As for the TV remote control, Koenig says: "If, 
to control things, you have to concentrate, at 
what point is it much easier to just grab the knob and turn the volume down?"

Reyne Rice, the toy trends specialist for the Toy 
Industry Association, is more optimistic:

"What's been happening in the last couple of 
years is a real interest in mental gymnastics, 
mind games and logic solving. Not only for kids 
but adults" including boomers interested in 
staving off Alzheimer's. To Rice, 
mind-over-matter technology is "the next logical step."

She sees great potential for games. Imagine a 
"CSI"-like law-and-order game that could use a 
lie detector. Or multi-player games. "Whoever has 
the strongest mind control can take over the 
thing on the screen," she says. She also wonders 
what happens when user-generated content kicks 
in. When players start creating their own 
applications to be controlled by mind-over-matter headsets.
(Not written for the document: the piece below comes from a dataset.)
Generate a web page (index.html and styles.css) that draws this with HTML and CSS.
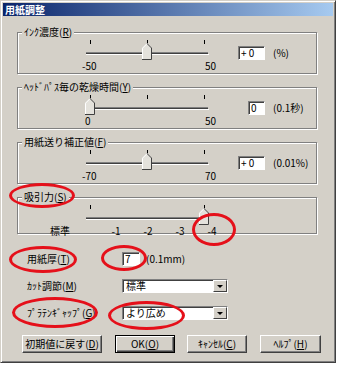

Mattel is aiming Mindflex at 8-to-12-year-olds, 
both girls and boys, although "it seems like a 
product that can inspire a 'wow' from 8 to 82," 
says Walker, the senior vice president. Uncle 
Milton is aiming the Force Trainer, which has a 
"Star Wars" theme, at those adults who still 
can't get too much Luke Skywalker in their lives, and then at boys 6 to 11.

But the industry considers $80 or $130 pricey for 
a little kid's toy -- especially in this year's 
economy. Rice sees the market as being "older 
kids, college students and adults" who are willing to pay much more.

And indeed, talk to spring-break college kids, 
suggesting these first-generation ping-pong ball 
games might be a tad primitive, and you get major 
push-back. "You've been doing this stuff for too 
long," says one. "This is going to be the biggest 
thing to hit colleges since the Frisbee."

We're talking beer-pong plus superpowers, here.